Group with stride 1 and group_size 2 for 8 replicas):

ir.replica_grouping(1, 2).assignment
[0, 0, 1, 1, 2, 2, 3, 3]

Group with stride 1 and group_size 4 for 8 replicas:

ir.replica_grouping(1, 4).assignment
[0, 0, 0, 0, 1, 1, 1, 1]

Group with stride 2 and group_size 4 for 8 replicas:

ir.replica_grouping(2, 4).assignment
[0, 1, 0, 1, 0, 1, 0, 1]

Group with stride 4 and group_size 2 for 8 replicas:

ir.replica_grouping(4, 2).assignment
[0, 1, 2, 3, 0, 1, 2, 3]
Parameters
  • stride (int) – The offset between elements in a replica group. Defaults to 1.

  • group_size (Optional[int]) – The number of replicas in each replica group. If not provided the group_size = ir.replication_factor // stride

Returns

An object describing the replica grouping.

Return type

ReplicaGrouping

replica_grouping_from_assignments(assignment)

Create a ReplicaGrouping object with an arbitrary replica group assignment. If a non-constant stride is provided, the ReplicaGrouping can be used for variable settings and cannot be used with GCL operations.

An example of a non-constant stride is the assignment [0, 1, 0, 0, 1, 1] as the strides for group 0 is [2, 1].

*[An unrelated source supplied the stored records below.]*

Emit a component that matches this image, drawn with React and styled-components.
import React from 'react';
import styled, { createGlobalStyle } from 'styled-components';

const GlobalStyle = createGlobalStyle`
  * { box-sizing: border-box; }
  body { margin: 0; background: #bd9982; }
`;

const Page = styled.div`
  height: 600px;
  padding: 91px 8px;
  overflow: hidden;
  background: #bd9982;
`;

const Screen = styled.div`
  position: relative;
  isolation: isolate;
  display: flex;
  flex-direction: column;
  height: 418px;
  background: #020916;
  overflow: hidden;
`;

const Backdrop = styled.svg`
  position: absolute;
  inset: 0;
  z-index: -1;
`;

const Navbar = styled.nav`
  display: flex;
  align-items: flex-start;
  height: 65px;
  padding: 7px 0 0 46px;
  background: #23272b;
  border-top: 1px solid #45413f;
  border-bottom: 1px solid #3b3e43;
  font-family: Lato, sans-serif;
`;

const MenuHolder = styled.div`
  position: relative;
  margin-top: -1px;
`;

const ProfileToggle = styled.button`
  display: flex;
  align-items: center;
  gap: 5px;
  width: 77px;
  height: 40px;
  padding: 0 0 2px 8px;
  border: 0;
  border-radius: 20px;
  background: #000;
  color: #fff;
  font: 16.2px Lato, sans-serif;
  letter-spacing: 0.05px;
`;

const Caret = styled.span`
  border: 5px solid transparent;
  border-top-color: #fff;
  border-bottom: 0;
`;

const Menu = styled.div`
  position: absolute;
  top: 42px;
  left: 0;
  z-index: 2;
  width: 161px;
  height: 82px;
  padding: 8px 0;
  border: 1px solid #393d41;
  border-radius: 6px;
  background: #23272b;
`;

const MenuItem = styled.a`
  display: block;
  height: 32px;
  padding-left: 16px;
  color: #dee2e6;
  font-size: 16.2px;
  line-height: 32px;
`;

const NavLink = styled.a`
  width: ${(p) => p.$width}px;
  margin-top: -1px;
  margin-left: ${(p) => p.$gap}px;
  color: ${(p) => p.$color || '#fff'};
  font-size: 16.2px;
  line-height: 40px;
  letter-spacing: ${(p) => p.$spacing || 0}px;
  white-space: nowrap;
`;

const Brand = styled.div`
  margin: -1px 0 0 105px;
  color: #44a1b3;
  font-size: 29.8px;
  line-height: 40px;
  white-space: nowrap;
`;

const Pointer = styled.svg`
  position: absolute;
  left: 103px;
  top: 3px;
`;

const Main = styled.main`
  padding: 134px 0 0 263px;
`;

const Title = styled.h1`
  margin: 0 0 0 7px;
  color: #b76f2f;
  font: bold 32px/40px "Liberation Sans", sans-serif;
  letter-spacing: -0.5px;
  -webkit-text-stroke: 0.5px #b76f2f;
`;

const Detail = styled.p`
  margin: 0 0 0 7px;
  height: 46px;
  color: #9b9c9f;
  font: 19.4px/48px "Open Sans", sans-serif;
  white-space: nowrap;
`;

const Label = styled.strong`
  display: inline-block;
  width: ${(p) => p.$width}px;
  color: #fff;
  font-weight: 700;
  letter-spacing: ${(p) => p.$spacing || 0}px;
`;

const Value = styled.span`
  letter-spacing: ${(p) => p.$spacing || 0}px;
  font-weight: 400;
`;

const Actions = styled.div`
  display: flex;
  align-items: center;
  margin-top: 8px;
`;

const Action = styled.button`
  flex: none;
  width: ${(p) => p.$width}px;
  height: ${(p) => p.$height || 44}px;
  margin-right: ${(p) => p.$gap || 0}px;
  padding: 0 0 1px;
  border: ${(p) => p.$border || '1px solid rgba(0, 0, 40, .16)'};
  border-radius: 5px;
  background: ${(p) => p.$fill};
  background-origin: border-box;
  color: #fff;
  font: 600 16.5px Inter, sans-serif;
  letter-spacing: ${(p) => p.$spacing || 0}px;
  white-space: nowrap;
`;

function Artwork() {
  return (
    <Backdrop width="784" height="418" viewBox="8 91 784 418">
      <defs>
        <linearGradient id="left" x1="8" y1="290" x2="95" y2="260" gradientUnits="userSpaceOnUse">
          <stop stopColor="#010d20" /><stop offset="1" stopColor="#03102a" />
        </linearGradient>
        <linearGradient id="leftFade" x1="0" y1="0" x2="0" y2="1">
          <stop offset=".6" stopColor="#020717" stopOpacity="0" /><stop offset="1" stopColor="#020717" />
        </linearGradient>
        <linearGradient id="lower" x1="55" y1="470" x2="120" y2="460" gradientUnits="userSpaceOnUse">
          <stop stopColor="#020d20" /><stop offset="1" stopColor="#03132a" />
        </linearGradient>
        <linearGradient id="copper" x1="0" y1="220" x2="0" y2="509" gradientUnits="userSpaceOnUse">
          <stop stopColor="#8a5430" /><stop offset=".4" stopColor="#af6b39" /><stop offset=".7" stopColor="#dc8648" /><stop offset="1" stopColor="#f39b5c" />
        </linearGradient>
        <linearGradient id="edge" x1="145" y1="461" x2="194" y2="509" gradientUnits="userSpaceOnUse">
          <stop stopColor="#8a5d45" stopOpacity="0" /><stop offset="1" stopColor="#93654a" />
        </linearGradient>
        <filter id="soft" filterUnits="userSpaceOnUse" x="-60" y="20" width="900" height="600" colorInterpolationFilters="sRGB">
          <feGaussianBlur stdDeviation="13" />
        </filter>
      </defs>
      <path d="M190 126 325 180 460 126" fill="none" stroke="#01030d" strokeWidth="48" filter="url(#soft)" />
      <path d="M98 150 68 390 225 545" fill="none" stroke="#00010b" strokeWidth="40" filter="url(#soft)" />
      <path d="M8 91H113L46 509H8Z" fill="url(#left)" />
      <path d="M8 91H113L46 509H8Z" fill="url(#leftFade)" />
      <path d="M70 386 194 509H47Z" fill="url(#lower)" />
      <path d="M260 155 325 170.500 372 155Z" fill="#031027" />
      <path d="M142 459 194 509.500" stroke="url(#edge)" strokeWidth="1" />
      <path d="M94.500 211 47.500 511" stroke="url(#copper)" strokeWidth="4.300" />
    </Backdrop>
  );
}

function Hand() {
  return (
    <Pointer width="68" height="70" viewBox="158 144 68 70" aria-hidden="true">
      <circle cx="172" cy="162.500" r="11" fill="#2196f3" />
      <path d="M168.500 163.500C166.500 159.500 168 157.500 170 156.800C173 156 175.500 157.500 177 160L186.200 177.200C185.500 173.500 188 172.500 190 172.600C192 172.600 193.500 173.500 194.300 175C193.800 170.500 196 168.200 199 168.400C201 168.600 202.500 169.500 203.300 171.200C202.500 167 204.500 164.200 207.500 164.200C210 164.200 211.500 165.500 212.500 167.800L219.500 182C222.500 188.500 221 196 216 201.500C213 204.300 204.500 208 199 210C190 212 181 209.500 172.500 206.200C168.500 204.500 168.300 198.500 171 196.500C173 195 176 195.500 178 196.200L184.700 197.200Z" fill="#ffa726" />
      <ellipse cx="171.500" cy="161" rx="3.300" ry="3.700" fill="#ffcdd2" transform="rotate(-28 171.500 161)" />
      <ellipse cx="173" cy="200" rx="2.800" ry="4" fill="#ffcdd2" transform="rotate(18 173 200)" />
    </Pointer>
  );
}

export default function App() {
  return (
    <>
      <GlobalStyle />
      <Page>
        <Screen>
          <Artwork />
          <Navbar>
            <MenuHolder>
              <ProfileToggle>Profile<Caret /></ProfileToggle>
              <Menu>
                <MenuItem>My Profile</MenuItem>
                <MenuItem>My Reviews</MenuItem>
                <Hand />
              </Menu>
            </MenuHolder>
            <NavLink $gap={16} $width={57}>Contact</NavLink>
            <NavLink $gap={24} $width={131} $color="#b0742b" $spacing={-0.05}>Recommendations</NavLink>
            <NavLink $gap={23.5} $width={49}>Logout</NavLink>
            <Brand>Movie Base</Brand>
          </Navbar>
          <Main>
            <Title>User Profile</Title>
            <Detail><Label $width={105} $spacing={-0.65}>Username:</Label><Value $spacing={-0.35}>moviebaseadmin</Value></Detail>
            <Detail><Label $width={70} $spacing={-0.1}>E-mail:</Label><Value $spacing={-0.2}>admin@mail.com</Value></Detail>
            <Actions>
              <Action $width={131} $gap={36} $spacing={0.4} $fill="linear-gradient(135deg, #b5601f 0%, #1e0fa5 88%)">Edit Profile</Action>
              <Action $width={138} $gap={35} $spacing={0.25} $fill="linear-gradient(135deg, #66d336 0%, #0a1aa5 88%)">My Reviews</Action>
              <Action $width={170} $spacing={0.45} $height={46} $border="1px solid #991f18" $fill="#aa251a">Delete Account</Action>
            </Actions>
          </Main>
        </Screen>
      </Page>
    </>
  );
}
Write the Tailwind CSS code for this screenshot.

For more information about replica groupings see the docstring for Ir.replica_grouping

ir.replica_grouping([0, 0, 1, 1, 0, 0, 1, 1]).assignment
[0, 0, 1, 1, 0, 0, 1, 1]
Parameters

assignment (List[int]) – The group each replica is assigned to.

Returns

An object describing the replica grouping.

Return type

ReplicaGrouping

property replication_factor: int

Set the number of model replications.

For example, if your model requires 1 IPU, a replication_factor of 2 will replicate your model so that 2 IPUs are used. If your model is pipelined across 4 IPUs, a replication_factor of 4 will use 16 IPUs total. If the training is done across multiple instances then the replication_factor is the number of replicas for this instance.

When using distributed replication this will return the global replication factor.